I’m on an ill-deserved weekend away at Coolum with Karen. (Having a fabulous time, wish you were here etc etc.) Here is some evidential proof of just how fab it is here:

 

 

I am grateful to the Rev Dr David Pitman for preaching this weekend, and continuing our series on the Beatitudes:

Blessed are the pure in heart

 

Readings
Exodus 17.1-7
John 4.1-41

 

Jesus said, Blessed are the pure in heart, for they will see God

(Matthew 5:8)

The phrase, a “pure heart”, occurs only 5 times in the Bible. We can read about having a “clean heart” on three other occasions. The various contexts in which these passages can be found suggest that the words “pure” and “clean” can be used interchangeably…..except for the time Jesus uses it in the Beatitudes.

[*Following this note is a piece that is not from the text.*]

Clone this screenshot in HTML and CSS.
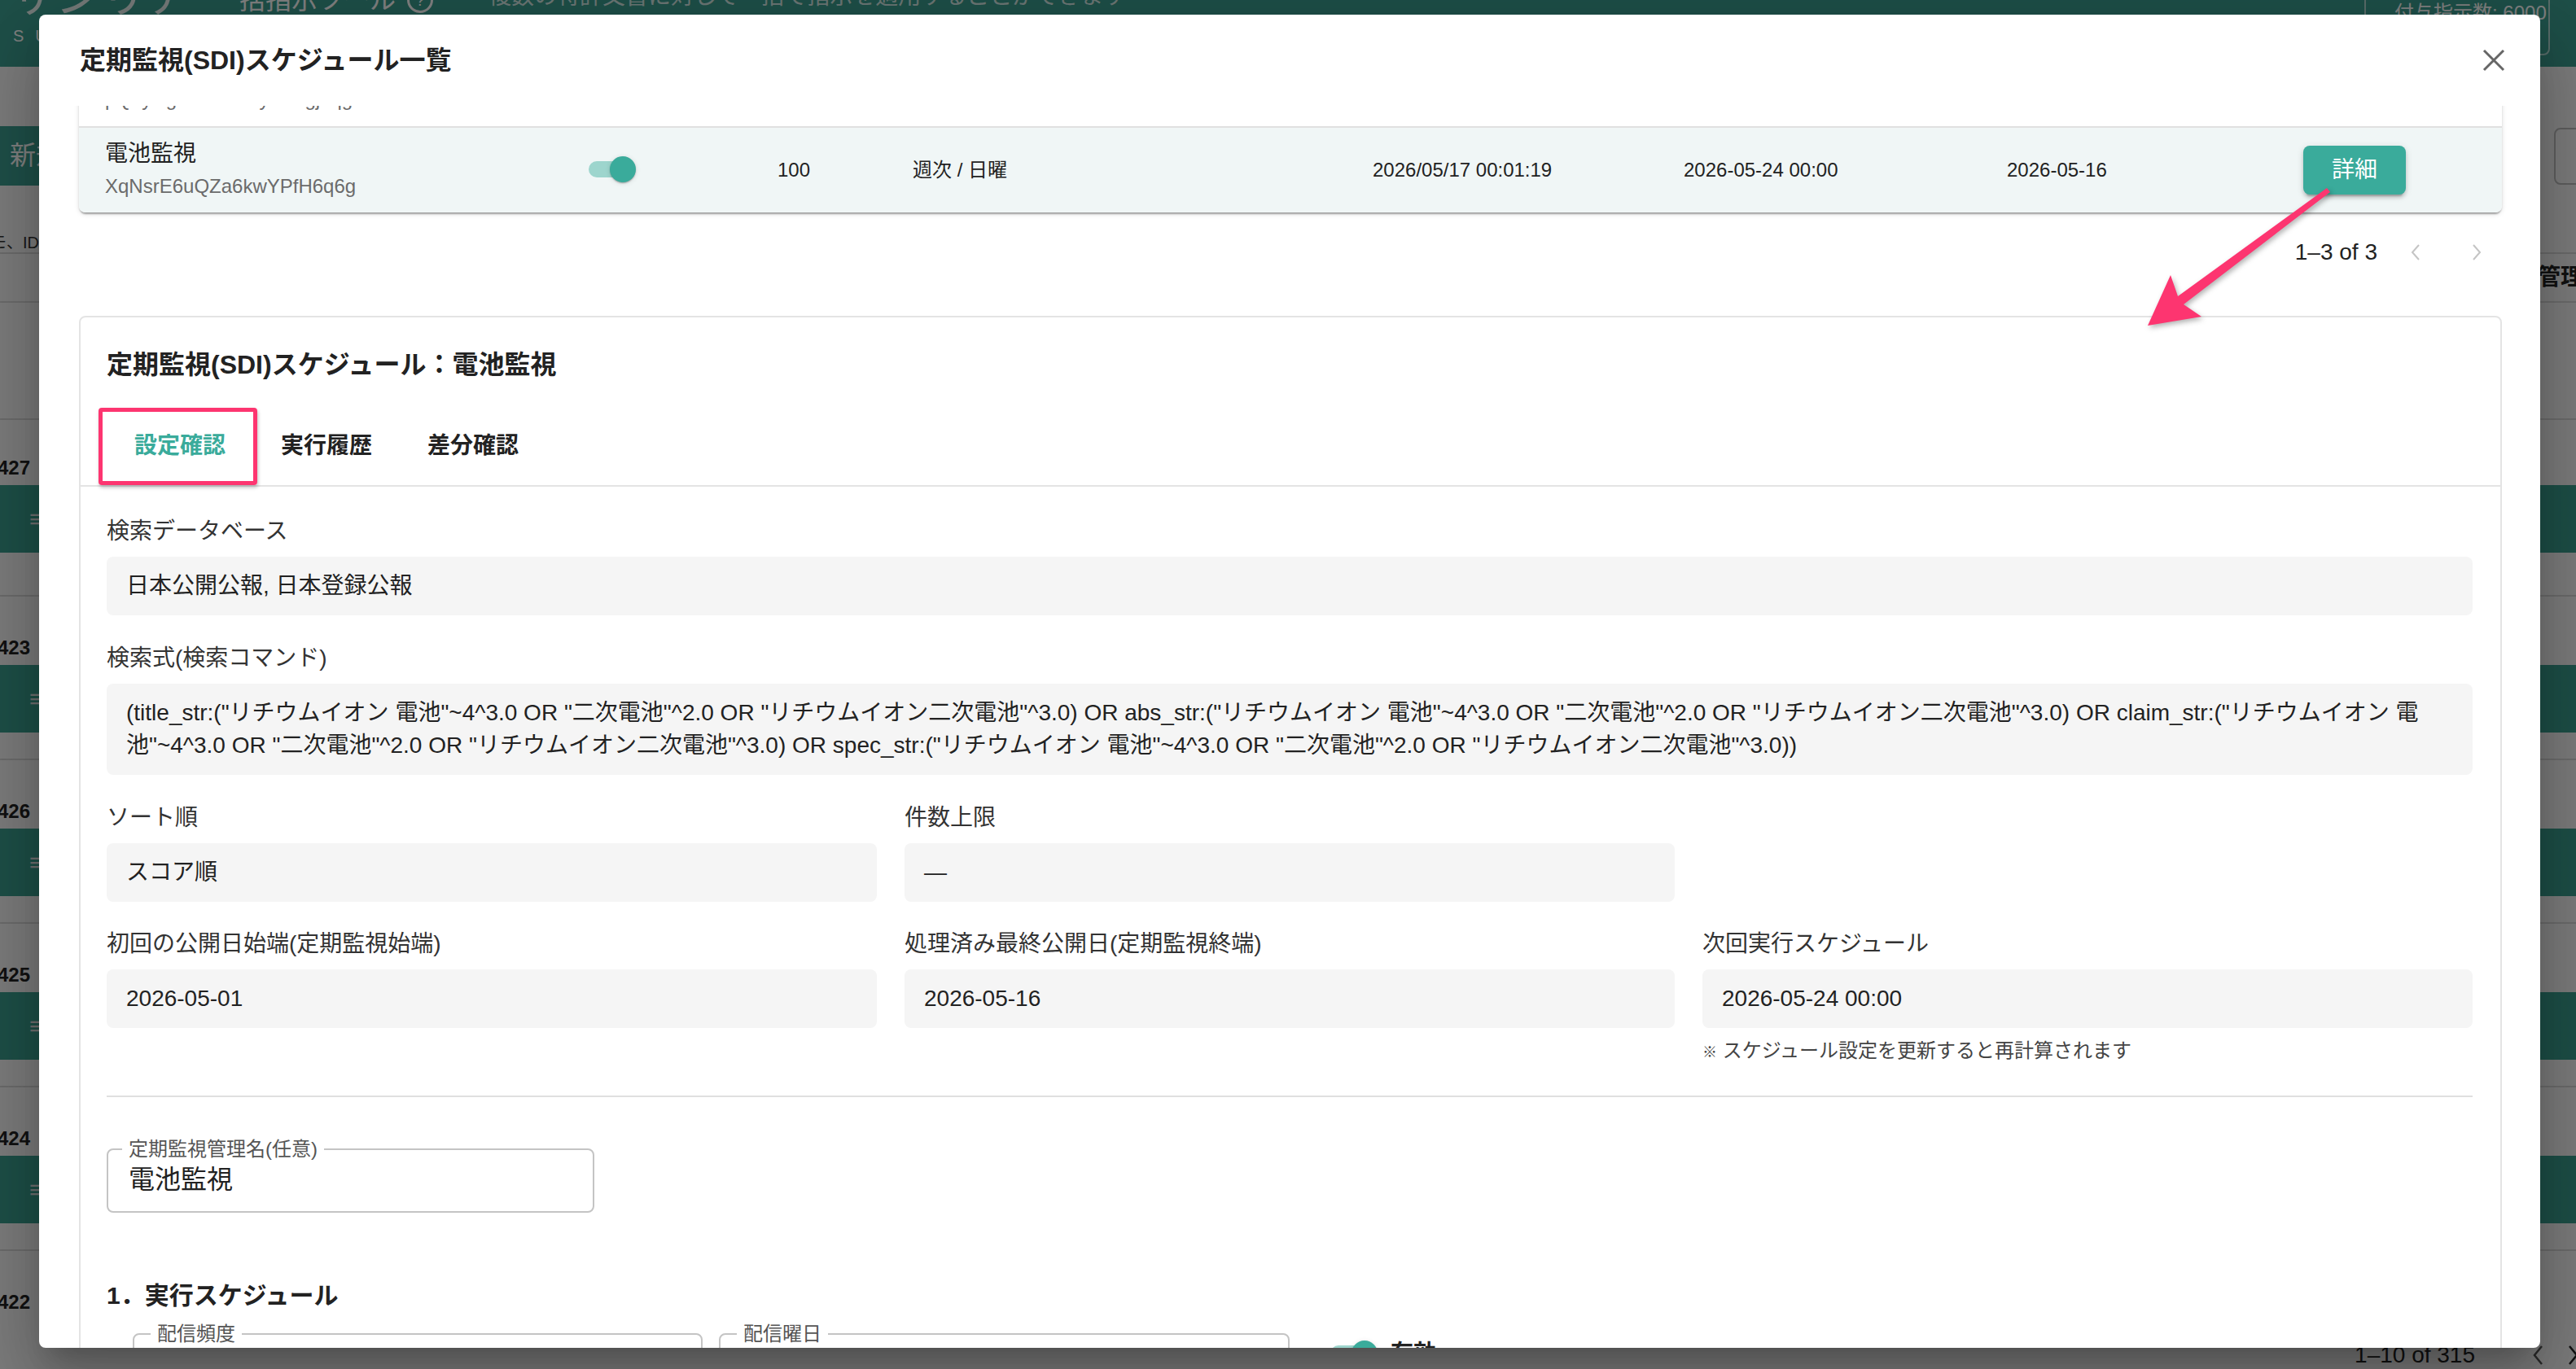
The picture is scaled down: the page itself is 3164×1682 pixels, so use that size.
FILE: index.html
```html
<!DOCTYPE html>
<html lang="ja">
<head>
<meta charset="utf-8">
<title>定期監視(SDI)スケジュール一覧</title>
<link rel="stylesheet" href="styles.css">
</head>
<body>
<div class="app">
  <header class="app-header">
    <div class="logo"><span class="logo-mark">サンリア</span><span class="logo-sub">SUNRIA</span></div>
    <div class="app-title">一括指示ツール<span class="help-icon">?</span></div>
    <div class="app-desc">複数の特許文書に対して一括で指示を適用することができます</div>
    <div class="quota">付与指示数: 6000</div>
  </header>
  <div class="app-toolbar">
    <div class="new-btn">新規作成</div>
    <div class="outline-btn">管理</div>
  </div>
  <div class="app-search"><span class="search-hint">メモ、IDで検索</span></div>
  <div class="bg-head"><span class="bg-head-right">管理者</span></div>
  <div class="bg-rows">
    <div class="bg-spacer"></div>
    <div class="bg-row first"><div class="bg-num">427</div><div class="bg-bar"><span class="bg-menu">≡</span></div></div>
    <div class="bg-row"><div class="bg-num">423</div><div class="bg-bar"><span class="bg-menu">≡</span></div></div>
    <div class="bg-row"><div class="bg-num">426</div><div class="bg-bar"><span class="bg-menu">≡</span></div></div>
    <div class="bg-row"><div class="bg-num">425</div><div class="bg-bar"><span class="bg-menu">≡</span></div></div>
    <div class="bg-row"><div class="bg-num">424</div><div class="bg-bar"><span class="bg-menu">≡</span></div></div>
    <div class="bg-row last"><div class="bg-num">422</div></div>
  </div>
  <div class="bg-pager">
    <span class="bg-pager-text">1–10 of 315</span>
    <svg class="bg-chev" viewBox="0 0 24 30"><polyline points="16,4 7,15 16,26" fill="none" stroke="#555" stroke-width="2.5"/></svg>
    <svg class="bg-chev" viewBox="0 0 24 30"><polyline points="8,4 17,15 8,26" fill="none" stroke="#222" stroke-width="2.5"/></svg>
  </div>
</div>

<div class="backdrop"></div>

<section class="dialog">
  <div class="dialog-head">
    <h2 class="dialog-title">定期監視(SDI)スケジュール一覧</h2>
    <button class="close-btn" type="button" aria-label="閉じる">
      <svg viewBox="0 0 28 28" width="28" height="28"><path d="M2 2 L26 26 M26 2 L2 26" stroke="#666" stroke-width="3" fill="none"/></svg>
    </button>
  </div>

  <div class="dialog-body">
    <div class="sched-table">
      <div class="sched-row prev">
        <div class="cell-name"><div class="name">全固体電池監視</div><div class="sid">pQ7yRg2kLmNs9yVbTgj4qg</div></div>
        <div class="cell-switch"><span class="switch"><span class="switch-track"></span><span class="switch-thumb"></span></span></div>
        <div>100</div>
        <div>週次 / 月曜</div>
        <div>2026/05/11 00:01:05</div>
        <div>2026-05-18 00:00</div>
        <div>2026-05-10</div>
        <div></div>
      </div>
      <div class="sched-row selected">
        <div class="cell-name"><div class="name">電池監視</div><div class="sid">XqNsrE6uQZa6kwYPfH6q6g</div></div>
        <div class="cell-switch"><span class="switch"><span class="switch-track"></span><span class="switch-thumb"></span></span></div>
        <div>100</div>
        <div>週次 / 日曜</div>
        <div>2026/05/17 00:01:19</div>
        <div>2026-05-24 00:00</div>
        <div>2026-05-16</div>
        <div><button class="detail-btn" type="button">詳細</button></div>
      </div>
    </div>

    <div class="pager">
      <span class="pager-text">1–3 of 3</span>
      <span class="pg-btn"><svg viewBox="0 0 14 22" width="14" height="22"><polyline points="11,2 3,11 11,20" fill="none" stroke="#c4c4c4" stroke-width="2"/></svg></span>
      <span class="pg-btn"><svg viewBox="0 0 14 22" width="14" height="22"><polyline points="3,2 11,11 3,20" fill="none" stroke="#c4c4c4" stroke-width="2"/></svg></span>
    </div>

    <div class="detail-card">
      <h3 class="detail-title">定期監視(SDI)スケジュール：電池監視</h3>
      <div class="tabs">
        <div class="tab active">設定確認<span class="tab-indicator"></span><span class="annot-box"></span></div>
        <div class="tab">実行履歴</div>
        <div class="tab">差分確認</div>
      </div>

      <div class="detail-body">
        <div class="fields">
          <div class="field">
            <div class="f-label">検索データベース</div>
            <div class="f-value">日本公開公報, 日本登録公報</div>
          </div>
          <div class="field">
            <div class="f-label">検索式(検索コマンド)</div>
            <div class="f-value">(title_str:("リチウムイオン 電池"~4^3.0 OR "二次電池"^2.0 OR "リチウムイオン二次電池"^3.0) OR abs_str:("リチウムイオン 電池"~4^3.0 OR "二次電池"^2.0 OR "リチウムイオン二次電池"^3.0) OR claim_str:("リチウムイオン 電池"~4^3.0 OR "二次電池"^2.0 OR "リチウムイオン二次電池"^3.0) OR spec_str:("リチウムイオン 電池"~4^3.0 OR "二次電池"^2.0 OR "リチウムイオン二次電池"^3.0))</div>
          </div>
          <div class="grid3">
            <div class="field">
              <div class="f-label">ソート順</div>
              <div class="f-value">スコア順</div>
            </div>
            <div class="field">
              <div class="f-label">件数上限</div>
              <div class="f-value">—</div>
            </div>
            <div></div>
            <div class="field">
              <div class="f-label">初回の公開日始端(定期監視始端)</div>
              <div class="f-value">2026-05-01</div>
            </div>
            <div class="field">
              <div class="f-label">処理済み最終公開日(定期監視終端)</div>
              <div class="f-value">2026-05-16</div>
            </div>
            <div class="field">
              <div class="f-label">次回実行スケジュール</div>
              <div class="f-value">2026-05-24 00:00</div>
              <div class="f-note"><span class="kome">※</span> スケジュール設定を更新すると再計算されます</div>
            </div>
          </div>
        </div>

        <div class="divider"></div>

        <fieldset class="outlined name-field">
          <legend>定期監視管理名(任意)</legend>
          <div class="outlined-value">電池監視</div>
        </fieldset>

        <h4 class="section-title">1．実行スケジュール</h4>

        <div class="sched-controls">
          <fieldset class="outlined select-field">
            <legend>配信頻度</legend>
            <div class="outlined-value">週次</div>
          </fieldset>
          <fieldset class="outlined select-field">
            <legend>配信曜日</legend>
            <div class="outlined-value">日曜</div>
          </fieldset>
          <div class="enable-switch">
            <span class="switch"><span class="switch-track"></span><span class="switch-thumb"></span></span>
            <span class="enable-label">有効</span>
          </div>
        </div>
      </div>
    </div>
  </div>
</section>

<svg class="annot-arrow" viewBox="0 0 3164 1682" width="3164" height="1682">
  <polygon points="2858,231 2675,364 2666,338 2638,400 2704,389 2682,374 2862,236" fill="#fd3570"/>
</svg>
</body>
</html>
```

FILE: styles.css
```css
* { box-sizing: border-box; margin: 0; padding: 0; }

html, body { width: 3164px; height: 1682px; overflow: hidden; }

body {
  position: relative;
  background: #f6f6f6;
  color: #222;
  font-family: "Liberation Sans", "Noto Sans CJK JP", sans-serif;
  font-size: 28px;
  line-height: 40px;
}

button { font: inherit; border: 0; background: none; cursor: pointer; }

/* ---------- background application ---------- */
.app { height: 1682px; display: flex; flex-direction: column; overflow: hidden; }

.app-header {
  flex: none;
  height: 82px;
  background: #3d9f90;
  color: #fff;
  display: flex;
  align-items: flex-start;
  overflow: hidden;
}
.logo { width: 262px; display: flex; flex-direction: column; margin-top: -32px; padding-left: 12px; }
.logo-mark { font-size: 56px; line-height: 56px; color: #e8f3f0; white-space: nowrap; }
.logo-sub { margin-top: 8px; font-size: 20px; line-height: 24px; letter-spacing: 14px; padding-left: 4px; }
.app-title { width: 338px; font-size: 32px; line-height: 32px; margin-top: -16px; display: flex; align-items: center; }
.help-icon {
  width: 32px; height: 32px; margin-left: 14px;
  border: 3px solid #fff; border-radius: 50%;
  font-size: 20px; line-height: 26px; text-align: center;
}
.app-desc { font-size: 28px; line-height: 28px; margin-top: -18px; color: rgba(255,255,255,.8); }
.quota {
  margin-left: auto; margin-right: 32px; margin-top: -10px;
  width: 228px; height: 78px;
  border: 2px solid rgba(255,255,255,.6); border-radius: 8px;
  padding: 8px 0 0 35px;
  font-size: 24px; line-height: 32px;
}

.app-toolbar { flex: none; height: 146px; padding-top: 73px; display: flex; justify-content: space-between; align-items: flex-start; }
.new-btn {
  width: 320px; height: 73px; background: #3d9f90; color: #fff;
  font-size: 32px; line-height: 73px; padding-left: 12px; border-radius: 0 8px 8px 0;
}
.outline-btn {
  width: 187px; height: 70px; margin-top: 2px; margin-right: -160px;
  border: 2px solid #bdbdbd; border-radius: 8px; padding-left: 24px;
  font-size: 28px; line-height: 66px; color: #555;
}

.app-search { flex: none; height: 82px; display: flex; align-items: flex-end; }
.search-hint { margin-left: -32px; font-size: 20px; line-height: 24px; color: #333; }

.bg-head {
  flex: none; height: 62px; border-top: 2px solid #d6d6d6; border-bottom: 2px solid #d6d6d6;
  display: flex; justify-content: flex-end; align-items: center;
}
.bg-head-right { margin-right: -37px; font-size: 28px; line-height: 40px; font-weight: 700; }

.bg-rows { flex: 1; overflow: hidden; display: flex; flex-direction: column; }
.bg-spacer { flex: none; height: 144px; border-bottom: 2px solid #d6d6d6; }
.bg-row { flex: none; height: 201px; border-bottom: 2px solid #d6d6d6; padding-top: 49px; }
.bg-row.first { height: 217px; padding-top: 45px; }
.bg-row.last { border-bottom: 0; }
.bg-num { margin-left: -3px; font-size: 24px; line-height: 28px; font-weight: 700; }
.bg-bar {
  margin-top: 7px; height: 83px; background: #3b9e8f;
  color: #e0e0e0; font-size: 30px; line-height: 83px; padding-left: 36px;
}
.bg-pager { flex: none; height: 34px; display: flex; justify-content: flex-end; align-items: center; }
.bg-pager-text { font-size: 28px; line-height: 34px; margin-right: 66px; }
.bg-chev { width: 24px; height: 30px; }
.bg-chev + .bg-chev { margin-left: 18px; margin-right: -8px; }

.backdrop { position: absolute; inset: 0; background: rgba(0,0,0,.5); }

/* ---------- dialog ---------- */
.dialog {
  position: absolute; left: 48px; top: 18px;
  width: 3072px; height: 1638px;
  background: #fff; border-radius: 8px; overflow: hidden;
  display: flex; flex-direction: column;
  box-shadow: 0 22px 30px -14px rgba(0,0,0,.2), 0 48px 76px 6px rgba(0,0,0,.14), 0 18px 92px 16px rgba(0,0,0,.12);
}
.dialog-head {
  flex: none; height: 112px;
  display: flex; align-items: center; justify-content: space-between;
  padding: 0 43px 0 50px;
}
.dialog-title { font-size: 32px; line-height: 40px; font-weight: 700; color: #222; }
.close-btn { width: 28px; height: 28px; display: flex; }

.dialog-body { flex: 1; overflow: hidden; padding: 0 47px 0 49px; }

/* schedule table */
.sched-table {
  margin-top: -81px; background: #fff; border-radius: 8px;
  box-shadow: 0 4px 2px -2px rgba(0,0,0,.2), 0 2px 2px 0 rgba(0,0,0,.14), 0 2px 6px 0 rgba(0,0,0,.12);
}
.sched-row {
  display: grid;
  grid-template-columns: 594px 232px 166px 565px 382px 397px 364px 126px;
  align-items: center;
  height: 106px; padding-left: 32px;
  font-size: 24px; line-height: 32px; color: #222;
  border-top: 2px solid #e0e0e0;
}
.sched-row.prev { border-top: 0; }
.sched-row.selected { background: #f0f6f6; border-radius: 0 0 8px 8px; }
.cell-name .name { font-size: 28px; line-height: 40px; }
.cell-name .sid { font-size: 24px; line-height: 40px; color: #6b6b6b; }

.switch { position: relative; display: inline-flex; align-items: center; width: 58px; height: 32px; }
.switch-track { width: 52px; height: 20px; border-radius: 10px; background: #9dd5cd; }
.switch-thumb {
  position: absolute; right: 0; top: 0; width: 32px; height: 32px; border-radius: 50%;
  background: #3aab9b;
  box-shadow: 0 2px 2px -1px rgba(0,0,0,.2), 0 1px 2px rgba(0,0,0,.14), 0 1px 6px rgba(0,0,0,.12);
}

.detail-btn {
  width: 126px; height: 60px; border-radius: 8px;
  background: #3aab9b; color: #fff; font-size: 28px; line-height: 60px;
  box-shadow: 0 6px 2px -4px rgba(0,0,0,.2), 0 4px 4px 0 rgba(0,0,0,.14), 0 2px 10px 0 rgba(0,0,0,.12);
}

/* pager */
.pager {
  height: 98px; display: flex; align-items: center; justify-content: flex-end;
  padding-right: 7px; font-size: 28px; line-height: 40px; color: #222;
}
.pager-text { margin-right: 23px; }
.pg-btn { width: 48px; height: 48px; display: flex; align-items: center; justify-content: center; }
.pg-btn + .pg-btn { margin-left: 27px; }

/* detail card */
.detail-card { margin-top: 29px; border: 2px solid #e4e4e4; border-radius: 8px; }
.detail-title { padding: 38px 32px 0; font-size: 32px; line-height: 40px; font-weight: 700; color: #222; }

.tabs { margin-top: 32px; display: flex; padding-left: 32px; border-bottom: 2px solid #e4e4e4; }
.tab {
  position: relative; width: 180px; height: 96px;
  display: flex; align-items: center; justify-content: center;
  font-size: 28px; line-height: 40px; font-weight: 700; color: #222;
}
.tab.active { color: #3aab9b; }
.tab-indicator { position: absolute; left: 0; right: 0; bottom: 0; height: 4px; background: #3aab9b; }
.annot-box {
  position: absolute; left: -10px; right: -5px; top: 1px; bottom: 0;
  border: 5px solid #fd3570; border-radius: 4px;
  box-shadow: 1px 3px 4px rgba(0,0,0,.25);
}

.detail-body { padding: 35px 34px 0 32px; }
.fields { display: flex; flex-direction: column; gap: 33px; }
.f-label { font-size: 28px; line-height: 40px; color: #333; margin-bottom: 11px; }
.f-value {
  background: #f5f5f5; border-radius: 8px; padding: 16px 24px;
  font-size: 28px; line-height: 40px; color: #222;
}
.grid3 { display: grid; grid-template-columns: repeat(3, 1fr); column-gap: 34px; row-gap: 32px; }
.f-note { margin-top: 12px; font-size: 24px; line-height: 32px; color: #444; }
.kome { font-size: 18px; }

.divider { margin-top: 37px; height: 2px; background: #e0e0e0; }

.outlined { border: 2px solid #c4c4c4; border-radius: 8px; padding: 0 25px 18px; }
.outlined legend { margin-left: -8px; padding: 0 8px; font-size: 24px; line-height: 32px; color: #555; }
.outlined-value { font-size: 32px; line-height: 42px; color: #222; }
.name-field { width: 599px; margin-top: 48px; }

.section-title { margin-top: 82px; font-size: 30px; line-height: 40px; font-weight: 700; color: #222; }

.sched-controls { margin-top: 11px; padding-left: 32px; display: flex; align-items: flex-start; }
.select-field { width: 700px; padding-left: 28px; }
.select-field + .select-field { margin-left: 20px; width: 701px; }
.enable-switch { margin-left: 50px; margin-top: 24px; display: flex; align-items: center; gap: 16px; }
.enable-label { font-size: 28px; line-height: 32px; font-weight: 700; }

/* annotation arrow */
.annot-arrow {
  position: absolute; left: 0; top: 0; pointer-events: none;
  filter: drop-shadow(2px 3px 3px rgba(0,0,0,.3));
}
```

This is very interesting because, as we might expect, the use of these words is linked in Scripture to those personal qualities and behaviour we associate with living lives pleasing to God…honesty, integrity, love for others, sincere faith, avoiding controversy and quarrels, obedience.

Jesus, however, makes no attempt in this particular beatitude to define the significance of “pure”, nor what it means in reality to “see God”. We have to look elsewhere for clues as to the message he wanted to convey.

To that end, we turn to the story in today’s reading from John’s Gospel…the encounter Jesus had with a Samaritan woman.

One of my teachers at University 45 years ago was a Professor of Philosophy. I attended his first lecture for the year as a raw and somewhat naïve 18-year-old, and hardly understood a thing that was said. I went away from that lecture with a poor opinion of philosophy and an even lower opinion of the lecturer.

The following Saturday I was playing cricket for Teacher’s College against Adelaide University, and guess who was playing for the Uni team?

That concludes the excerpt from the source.